AIM
Would you transcribe the listing that follows, character for character, and omit its images?

COLLECTED MATERIAL
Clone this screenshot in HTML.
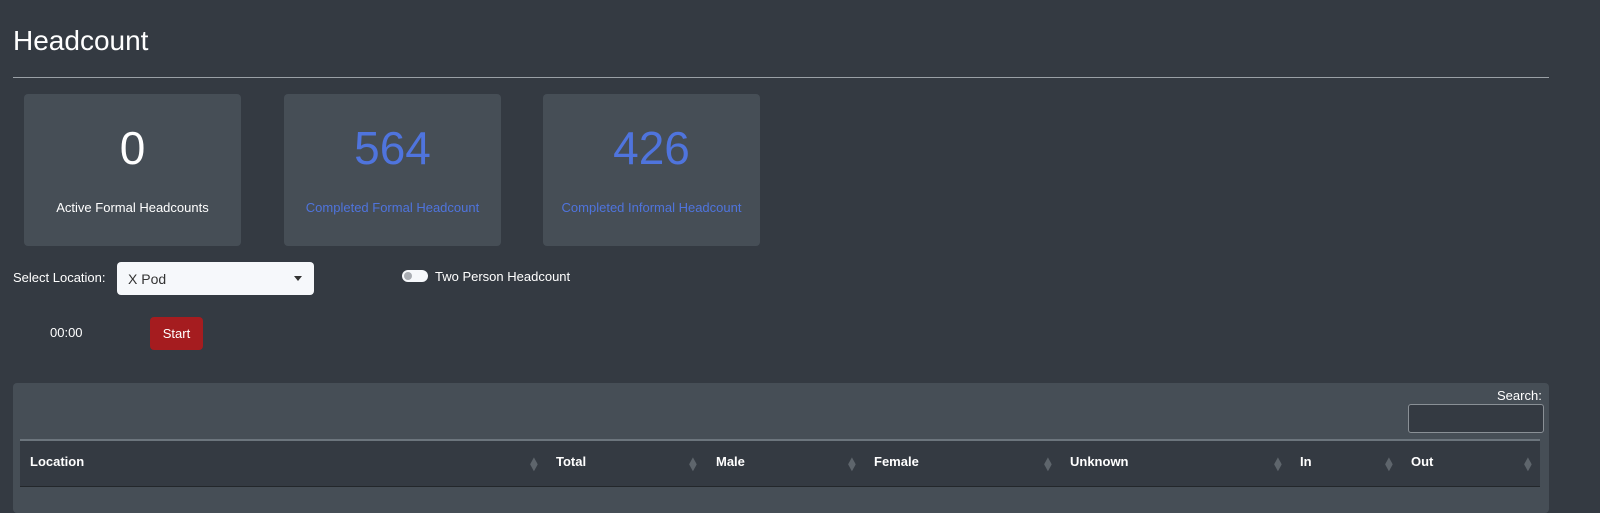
<!DOCTYPE html>
<html><head><style>
*{box-sizing:border-box;margin:0;padding:0}
body{width:1600px;height:501px;overflow:hidden;background:#343a42;font-family:"Liberation Sans",sans-serif;color:#fff;position:relative}
.a{position:absolute}
h1{position:absolute;left:13px;top:25px;font-size:28px;font-weight:400}
.hr{left:13px;top:77px;width:1536px;height:1px;background:#9aa0a6}
.card{background:#464e56;border-radius:4px;top:94px;height:152px;width:217px;text-align:center}
.card .n{position:absolute;top:27px;width:100%;font-size:46px;font-weight:300}
.card .l{position:absolute;top:106px;width:100%;font-size:13px}
.blue{color:#4f74dd}
.sel{left:117px;top:262px;width:197px;height:33px;background:#f6f8fb;border-radius:4px;color:#333;font-size:14px;padding:9px 0 0 11px}
.sel:after{content:"";position:absolute;right:12px;top:14px;border:4px solid transparent;border-top:5px solid #333}
.tbl{left:13px;top:383px;width:1536px;height:130px;background:#464e56;border-radius:4px}
.th{left:20px;top:439px;width:1520px;height:48px;background:#343a42;border-top:2px solid #6c757d;border-bottom:1px solid #23272b}
.th span{position:absolute;top:13px;font-size:13px;font-weight:bold}
.th i{position:absolute;top:13px;color:#5e656c;font-style:normal;font-size:18px;line-height:18px;transform:scaleX(.55)}
</style></head><body>
<h1>Headcount</h1>
<div class="a hr"></div>
<div class="a card" style="left:24px"><div class="n">0</div><div class="l">Active Formal Headcounts</div></div>
<div class="a card blue" style="left:284px"><div class="n">564</div><div class="l">Completed Formal Headcount</div></div>
<div class="a card blue" style="left:543px;width:217px"><div class="n">426</div><div class="l">Completed Informal Headcount</div></div>
<div class="a" style="left:13px;top:270px;font-size:13px">Select Location:</div>
<div class="a sel">X Pod</div>
<div class="a" style="left:402px;top:270px;width:26px;height:12px;border-radius:6px;background:#f6f8fb"><div style="position:absolute;left:2px;top:2px;width:8px;height:8px;border-radius:50%;background:#a9adb3"></div></div>
<div class="a" style="left:435px;top:269px;font-size:13px">Two Person Headcount</div>
<div class="a" style="left:50px;top:325px;font-size:13px">00:00</div>
<div class="a" style="left:150px;top:317px;width:53px;height:33px;background:#a51c1f;border-radius:4px;font-size:13px;text-align:center;padding-top:9px">Start</div>
<div class="a tbl"></div>
<div class="a" style="left:1497px;top:388px;font-size:13px">Search:</div>
<div class="a" style="left:1408px;top:404px;width:136px;height:29px;background:#343a42;border:1px solid #8a9096;border-radius:3px"></div>
<div class="a th">
<span style="left:10px">Location</span><i style="left:507px">◆</i>
<span style="left:536px">Total</span><i style="left:666px">◆</i>
<span style="left:696px">Male</span><i style="left:825px">◆</i>
<span style="left:854px">Female</span><i style="left:1021px">◆</i>
<span style="left:1050px">Unknown</span><i style="left:1251px">◆</i>
<span style="left:1280px">In</span><i style="left:1362px">◆</i>
<span style="left:1391px">Out</span><i style="left:1501px">◆</i>
</div>
</body></html>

TASK RESPONSE
Clone this screenshot in HTML.
<!DOCTYPE html>
<html><head><style>
*{box-sizing:border-box;margin:0;padding:0}
body{width:1600px;height:501px;overflow:hidden;background:#343a42;font-family:"Liberation Sans",sans-serif;color:#fff;position:relative}
.a{position:absolute}
h1{position:absolute;left:13px;top:25px;font-size:28px;font-weight:400}
.hr{left:13px;top:77px;width:1536px;height:1px;background:#9aa0a6}
.card{background:#464e56;border-radius:4px;top:94px;height:152px;width:217px;text-align:center}
.card .n{position:absolute;top:27px;width:100%;font-size:46px;font-weight:300}
.card .l{position:absolute;top:106px;width:100%;font-size:13px}
.blue{color:#4f74dd}
.sel{left:117px;top:262px;width:197px;height:33px;background:#f6f8fb;border-radius:4px;color:#333;font-size:14px;padding:9px 0 0 11px}
.sel:after{content:"";position:absolute;right:12px;top:14px;border:4px solid transparent;border-top:5px solid #333}
.tbl{left:13px;top:383px;width:1536px;height:130px;background:#464e56;border-radius:4px}
.th{left:20px;top:439px;width:1520px;height:48px;background:#343a42;border-top:2px solid #6c757d;border-bottom:1px solid #23272b}
.th span{position:absolute;top:13px;font-size:13px;font-weight:bold}
.th i{position:absolute;top:13px;color:#5e656c;font-style:normal;font-size:18px;line-height:18px;transform:scaleX(.55)}
</style></head><body>
<h1>Headcount</h1>
<div class="a hr"></div>
<div class="a card" style="left:24px"><div class="n">0</div><div class="l">Active Formal Headcounts</div></div>
<div class="a card blue" style="left:284px"><div class="n">564</div><div class="l">Completed Formal Headcount</div></div>
<div class="a card blue" style="left:543px;width:217px"><div class="n">426</div><div class="l">Completed Informal Headcount</div></div>
<div class="a" style="left:13px;top:270px;font-size:13px">Select Location:</div>
<div class="a sel">X Pod</div>
<div class="a" style="left:402px;top:270px;width:26px;height:12px;border-radius:6px;background:#f6f8fb"><div style="position:absolute;left:2px;top:2px;width:8px;height:8px;border-radius:50%;background:#a9adb3"></div></div>
<div class="a" style="left:435px;top:269px;font-size:13px">Two Person Headcount</div>
<div class="a" style="left:50px;top:325px;font-size:13px">00:00</div>
<div class="a" style="left:150px;top:317px;width:53px;height:33px;background:#a51c1f;border-radius:4px;font-size:13px;text-align:center;padding-top:9px">Start</div>
<div class="a tbl"></div>
<div class="a" style="left:1497px;top:388px;font-size:13px">Search:</div>
<div class="a" style="left:1408px;top:404px;width:136px;height:29px;background:#343a42;border:1px solid #8a9096;border-radius:3px"></div>
<div class="a th">
<span style="left:10px">Location</span><i style="left:507px">◆</i>
<span style="left:536px">Total</span><i style="left:666px">◆</i>
<span style="left:696px">Male</span><i style="left:825px">◆</i>
<span style="left:854px">Female</span><i style="left:1021px">◆</i>
<span style="left:1050px">Unknown</span><i style="left:1251px">◆</i>
<span style="left:1280px">In</span><i style="left:1362px">◆</i>
<span style="left:1391px">Out</span><i style="left:1501px">◆</i>
</div>
</body></html>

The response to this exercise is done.